Statement of Teaching Philosophy

I chose to become a teacher because education is important to the functioning of our democracy and because I love learning.   My classroom is a space for the exploration and creation of ideas and meaning.  I believe learning occurs through meaningful interaction (with people, with ideas, with texts) followed by a reflective repositioning in light of new information gathered through interaction.

Because of its inherently interactive nature, student-led discussion is the foundation of my classroom.  To a large extent, discussions are student led, so that students have the space to make authentic connections and to explore ideas.  I deepen and sharpen their thinking with questions designed to stimulate understanding, analysis, and additional questioning, and I encourage them to respectfully question each other, the texts we encounter, and me.

My students and I also read aloud, both to hear the sound of language and to practice active and engaged reading.  I follow a reading apprenticeship-type model, in which I model my thinking for students and support them in engaging in the same thinking as we read. 

Reflective repositioning comes in the form of writing:  reflections, creative pieces, academic analyses, drafts, and revisions.  Students have the mental space to quietly assess their positions before a discussion and to reflect on where they stand afterward.  I explain that this type of writing allows us to be aware of the process of our thinking, that going back to previous writing allows us to build upon our thoughts.  Students learn to interact with their own texts in the same way that we interact with texts written by others. 

These practices are designed to develop particular habits of mind in my students, including curiosity, active reading, critical thinking, public articulation of their ideas, and the sense that thoughts and opinions develop as we receive new information.  More specifically, because we learn what we do, I structure my curriculum so that students engage in the practices I want them to develop.  This engagement is often playful, which allows for a sense of discovery and allows students to feel more comfortable taking on authoritative roles.

Teaching grammar is one example of this.  My goal in grammar teaching is to develop in my students a deeper understanding of language so that they can comprehend more complex texts and generate more elegant and sophisticated writing.  To this end, I pull examples of specific grammatical structures from good writing (and create my own when these are not ready to hand), and we conduct an inquiry into what the piece in question (and any accompanying punctuation) is doing in the text.  We then play with language that serves the same function but changes the meaning.  Then, students write similar structures of their own.  In this way, they learn grammar by performing the tasks such knowledge is supposed to facilitate:  reading and writing.

Another example of how we engage in authentic practices is the study of literary theory.  By learning about different theoretical lenses, students learn that they can position themselves in many different ways in relation to a text.  They can take a Freudian stance, or a critical race-theory stance, or a gender-studies stance. The permission to look at a text in many different ways opens them up to finding meaning through play.  They play the role of a critical theorist, imagining what he or she might see and practicing the kind of academic language and careful, reasoned thinking that will serve them in college and the adult world.

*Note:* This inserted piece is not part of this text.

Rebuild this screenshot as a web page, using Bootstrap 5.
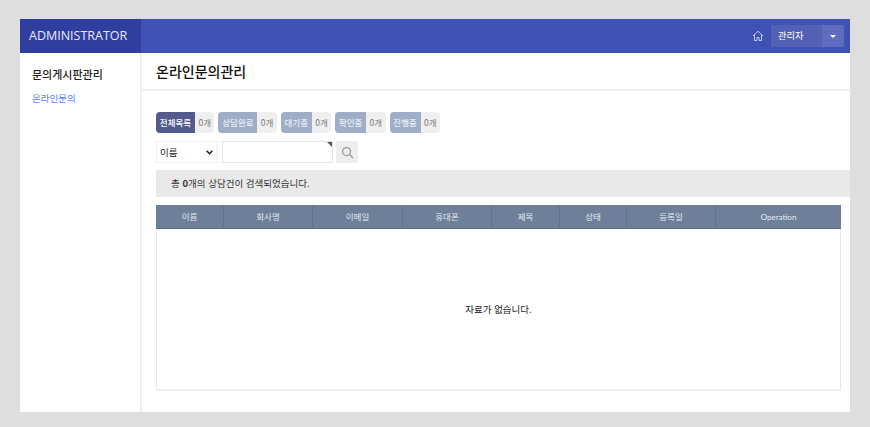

The academic space for these practices is only part of the puzzle, though.  The social space of the classroom is also an important consideration in my teaching.  Based on my faith in democracy as an organizing principle, I believe that students and teacher should collaborate in the creation of a set of both rules and goals, taking into consideration the needs and desires of all concerned:  teacher, students, and the larger school community.  I believe that the classroom community should foster respect amongst its members.  To that end, I believe in treating my students respectfully and warmly and in modeling the polite and respectful behavior that I expect from them.  At the same time, I act as the executive of our micro-nation, responsible for ensuring that the agreed-upon rules are enforced and that disrespect for the rules, goals, and members of the class does not go unchecked.  When students know what to expect—that agreed upon rules will be followed—they are more comfortable taking risks.